5 FALLECIDOS
Daniel Pérez Marcos | Jacinto

Me disponía a retirarme al cuartel cuando el sargento me interceptó: «Menéndez, cagando leches para Canalejas que ha aparecido otro cuerpo». Pese a mis protestas, acabé arrastrando los pies hasta la dirección indicada.
Al entrar al apartamento, un pensamiento fugaz quiso alertarme del peligro. No conseguí cazarlo, dejándome una sensación de frustración. Resulta desesperante ser consciente de que algo no encaja en la escena y no verlo. Suena a excusa, pero llegaba exhausta después de los disturbios debidos al decreto que promulgaba la exclusión sistemática de los leprosos. Aquello los estigmatizaba aún más y, de paso, extendía la sospecha incluso hasta los pecosos. Imbéciles los gobernantes e imbéciles los ciudadanos por votar a aquellos atrasados mentales. Suspiré y me puse manos a la obra.
El fallecido llevaba tres semanas en el edificio. El veredicto de los vecinos interrogados hasta el momento era unánime: un alma depravada, igual que sus dos predecesores. Tras la muerte de Jacinto, el del quinto, aquel apartamento había caído en desgracia. Tres inquilinos he habían suicidado en el último año. Ninguno había durado más de dos meses en el vecindario. ¿Qué tenía aquel apartamento para que sus ocupantes renunciaran a sus vidas? Cierto que el edificio y sus habitantes tenían un aire decadente, pero, sinceramente, en aquella Barcelona de principios de siglo, había agujeros mucho más deprimentes.

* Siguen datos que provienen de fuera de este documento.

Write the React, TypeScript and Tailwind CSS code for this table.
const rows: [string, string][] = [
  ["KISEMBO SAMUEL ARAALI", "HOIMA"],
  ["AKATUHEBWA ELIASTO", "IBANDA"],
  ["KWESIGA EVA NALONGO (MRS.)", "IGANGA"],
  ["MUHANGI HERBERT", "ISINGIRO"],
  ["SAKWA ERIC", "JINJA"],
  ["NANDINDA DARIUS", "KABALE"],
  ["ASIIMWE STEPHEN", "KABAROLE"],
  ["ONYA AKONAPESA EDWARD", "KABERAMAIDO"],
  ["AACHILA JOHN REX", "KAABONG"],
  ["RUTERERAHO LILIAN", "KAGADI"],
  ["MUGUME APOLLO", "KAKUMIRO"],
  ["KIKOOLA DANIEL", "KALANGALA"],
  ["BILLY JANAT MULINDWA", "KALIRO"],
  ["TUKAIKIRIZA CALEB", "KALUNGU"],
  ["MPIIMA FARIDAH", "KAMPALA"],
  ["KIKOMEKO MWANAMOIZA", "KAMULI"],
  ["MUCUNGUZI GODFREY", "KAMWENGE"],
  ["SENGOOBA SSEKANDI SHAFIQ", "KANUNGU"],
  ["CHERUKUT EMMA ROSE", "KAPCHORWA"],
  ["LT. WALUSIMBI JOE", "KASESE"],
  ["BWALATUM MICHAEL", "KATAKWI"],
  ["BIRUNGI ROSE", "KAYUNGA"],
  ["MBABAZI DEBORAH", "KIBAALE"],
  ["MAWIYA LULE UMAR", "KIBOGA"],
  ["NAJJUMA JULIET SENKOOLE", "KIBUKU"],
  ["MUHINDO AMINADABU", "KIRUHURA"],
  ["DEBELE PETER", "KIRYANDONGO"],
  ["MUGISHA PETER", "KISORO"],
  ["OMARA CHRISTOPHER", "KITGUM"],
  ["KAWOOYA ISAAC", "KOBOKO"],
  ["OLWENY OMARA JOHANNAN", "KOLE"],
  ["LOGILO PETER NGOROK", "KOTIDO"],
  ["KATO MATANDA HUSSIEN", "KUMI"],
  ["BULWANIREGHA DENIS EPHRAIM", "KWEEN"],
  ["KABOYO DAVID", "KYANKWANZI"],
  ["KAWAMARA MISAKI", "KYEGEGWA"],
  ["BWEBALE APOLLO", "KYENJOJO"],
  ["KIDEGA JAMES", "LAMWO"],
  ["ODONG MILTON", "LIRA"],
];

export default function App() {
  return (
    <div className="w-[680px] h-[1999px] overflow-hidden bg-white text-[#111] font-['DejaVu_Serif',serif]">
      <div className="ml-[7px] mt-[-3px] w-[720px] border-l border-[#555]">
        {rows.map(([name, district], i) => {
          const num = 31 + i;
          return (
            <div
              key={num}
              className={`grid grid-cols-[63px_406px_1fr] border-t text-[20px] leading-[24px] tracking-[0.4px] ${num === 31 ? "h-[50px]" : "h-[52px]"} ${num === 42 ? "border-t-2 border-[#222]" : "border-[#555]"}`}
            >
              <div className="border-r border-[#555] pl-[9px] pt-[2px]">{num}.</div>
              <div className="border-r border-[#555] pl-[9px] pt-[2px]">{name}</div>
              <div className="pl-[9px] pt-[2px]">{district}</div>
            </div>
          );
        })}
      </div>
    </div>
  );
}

Más allá de los suicidios en sí, lo extraño era que los fallecidos compartían una característica inusual: todos habían aparecido con la piel abrasada, frotada a destajo con un estropajo de metal, de esos que se usan para quitar el óxido de las paelleras de hierro. Tanta similitud hacía la teoría del suicidio recurrente harto inverosímil. La escena, sin embargo, indicaba otra cosa. Sobre el reborde de la bañera descansaba la esponja ensangrentada. A su lado, una botella vacía de güisqui, el único anestesiante capaz de proporcionar el valor necesario para infligirse tal castigo.
Metí la mano en el agua. Aunque la rigidez del cuerpo revelaba que la muerte se remontaba a varias horas, la saqué en un acto reflejo para no escaldármela. El ambiente era sofocante. Los azulejos blancos de aquel cuarto de baño aún emanaban un inmundo vaho de sufrimiento.
Un sufrimiento que no parecía afectar al vecindario. Ninguna de las personas interrogadas parecía escandalizada. Es más, conforme fui terminando con ellas, cada una siguió con su rutina: los hombres echaron a andar con sus útiles de trabajo al hombro y las mujeres regresaron a sus quehaceres. Fue al levantar el cuerpo, cuando el forense me hizo una observación: debajo de las axilas el finado poseía unos sarpullidos rojos cubiertos por escamas blancas. «Este tipo tenía psoriasis». Al ver mi cara de póquer se vio obligado a aclarar: «Es una enfermedad de la piel; en personas gravemente afectadas, recuerda a la del lagarto. No es contagiosa, pero algunos aún la confunden con la lepra».
Clic. El pensamiento fugaz volvió para quedarse. Miré atónita al forense. El gesto me delató. Demasiado tarde. No tuvimos tiempo de girarnos.